Cangı, TÜİK verilerinden örnekler vererek, “TÜİK, 2020 yılı Aralık ayında bir önceki aya göre %1,25, bir önceki yılın Aralık ayına göre enflasyonun %14,60 olduğunu iddia etti. İddia diyoruz çünkü, TÜİK halka gerçekleri açıklamakla yükümlü bir kurum olması gerekirken, verileri ayarlama kurumuna dönüşmüş durumdadır. Markette, manavda, pazarda, 5 TL olan ürünün fiyatı TÜİK verilerinde 1 TL olarak gösterilmiştir.  Markette, pazarda gıda ürünlerinde fiyat artışı son bir yılda %30’ları buldu. Son bir yılda doğalgaza %34, elektriğe %33 oranında zam geldi. 
Açıklanan enflasyon oranı ile yıl boyunca yaşanan zamlar ve harcama oranlarındaki düşüş karşılaştırıldığında, gerçek enflasyonun %14,6’lık orandan daha fazla olduğu hemen herkesin malumu.  Açıklanmış olan oran çalışanların, emeklilerin, asgari ücretlilerin gerçek enflasyonunu yansıtmamakta,  bu oran sadece iktidarın istediği oranı yansıtmaktadır. TÜİK verilerini manipüle edenler, ülkede ısrarlı bir şekilde ekonomik kriz yokmuş gibi hissettirenler dahi gerçek enflasyon oranlarının bu olmadığına kendileri de oldukça iyi biliyor. Açlık sınırı son bir yılda %19 artarken, memur maaşlarına ve emekli memur aylıklarına yüzde 7.36, SSK ve BAĞ-KUR emekli aylıklarına da yüzde 8.36 oranında zam geldi. Bu yılda TÜİK’in çarpıtmaları sayesinde memur ve emekliler, açlık sınırının altında bir zam artışına mahkum edildi. TÜİK, memurun ve emeklinin maaş zammına adeta el koydu” açıklamasında bulundu. 

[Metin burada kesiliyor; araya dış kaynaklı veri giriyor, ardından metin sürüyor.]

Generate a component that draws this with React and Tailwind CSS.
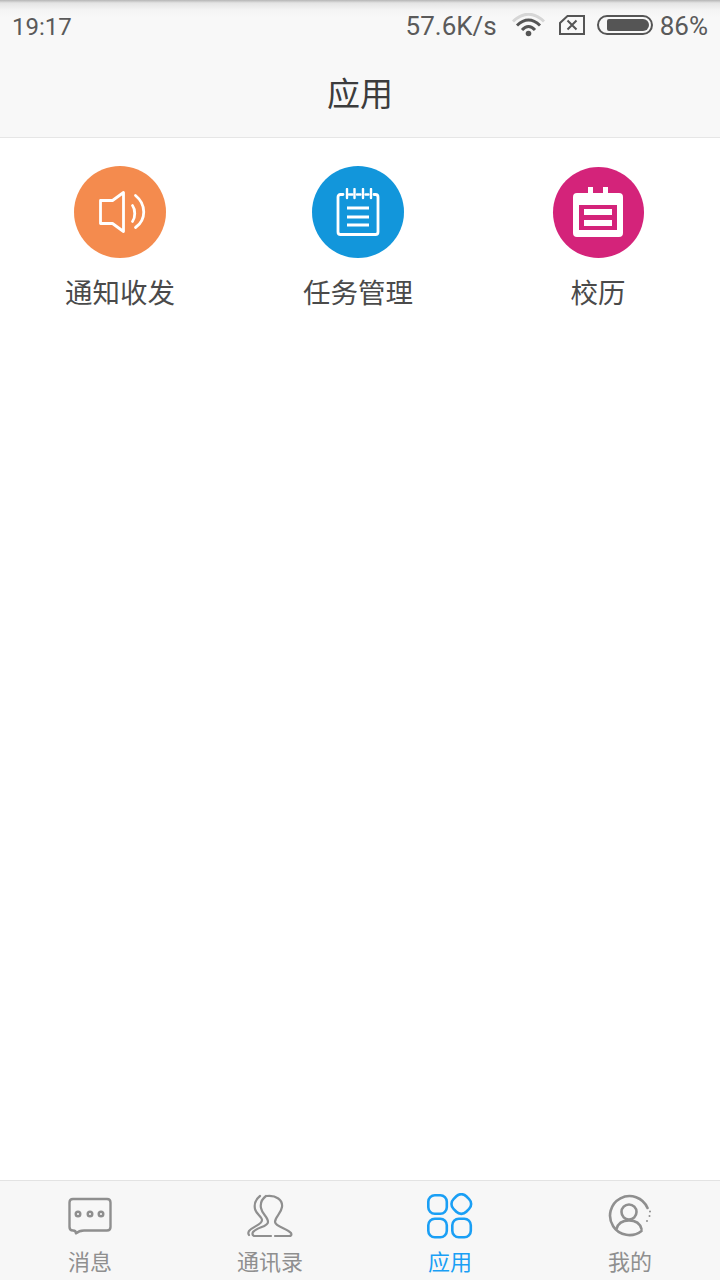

“AKP iktidarının; ekonomik kriz ve pandemi salgınının ağır şartlarında asgari yaşam mücadelesi veren kamu emekçilerine, emeklilere ve işçilere acı reçete dayatmasını kabul etmiyoruz” diyen Cangı, “Enflasyonun %14,6 olduğu, asgari ücrete %21,6 oranında zam yapıldığı bir ortamda kamu emekçilerinin maaşları %3+4,37 oranı ile sefalet koşullarına mahkûm edilmesi en hafif tabirle vicdansızlık ve adaletsizliktir. Açlık sınırının 3.146 lira yoksulluk sınırının 11.186 TL’yi aştığı bugünün koşullarında hiç kimsenin kamu emekçilerinin maaş artışlarında TÜİK vasıtası ile açıklanan sahte enflasyon rakamlarını reva görmeye hakkı yoktur” dedi. 

Kamu emekçilerin meydanlara çağırıyoruz
Cangı, sözlerini şu şekilde noktaladı: 
“2019 Ağustos’unda Hükümet ile Memur-Sen, kapalı kapılar ardında danışıklı satış sözleşmesi imzaladı. Kamu emekçilerini sefalet ücretine mahkum etikleri yüzdelik dilimleri de Hakem Kuruluna ilan ettirmişlerdi. O gün katakulli yaparak kamu emekçilerini masada satan, sözleşmeyi tarihi bir başarı olarak sunan turkuvaz konfederasyon bugün tarihi bir rezalete imza attığını hem yaptığı itirazla hem de sebep olduğu sefalet zamlarıyla göstermektedir.
Pandemi ile artan hayat pahalılığını görmezden gelenler geçtiğimiz “toplu sözleşmede” Kamu Görevlileri Hakem Kurulu kararı ile 2021 yılı için %3+3 oranında maaş artışına mahkûm etmişlerdir.  Her dönem enflasyon farkı aldatmacasıyla memur ve emekliler oyalanmaktadır. Memur maaşları erimekte alım gücü düşmektedir.  Memur maaşlarına yalnızca enflasyon kadar zam yapılmakta bu zam da altı ay geriden gelmektedir. Kamu emekçilerinin sadece satın alma gücünün korunabilmesi için maaşlarına en az yüzde 30 oranında zam yapılmalıdır. Birleşik Kamu-İş Konfederasyonu olarak; sözde toplu sözleşme zammı ile enflasyon karşısında korkunç bir ezilme yaşayan tüm kamu emekçilerini insanca yaşamaya yetecek ücret talebine sahip çıkmak için meydanlara çağırıyoruz.”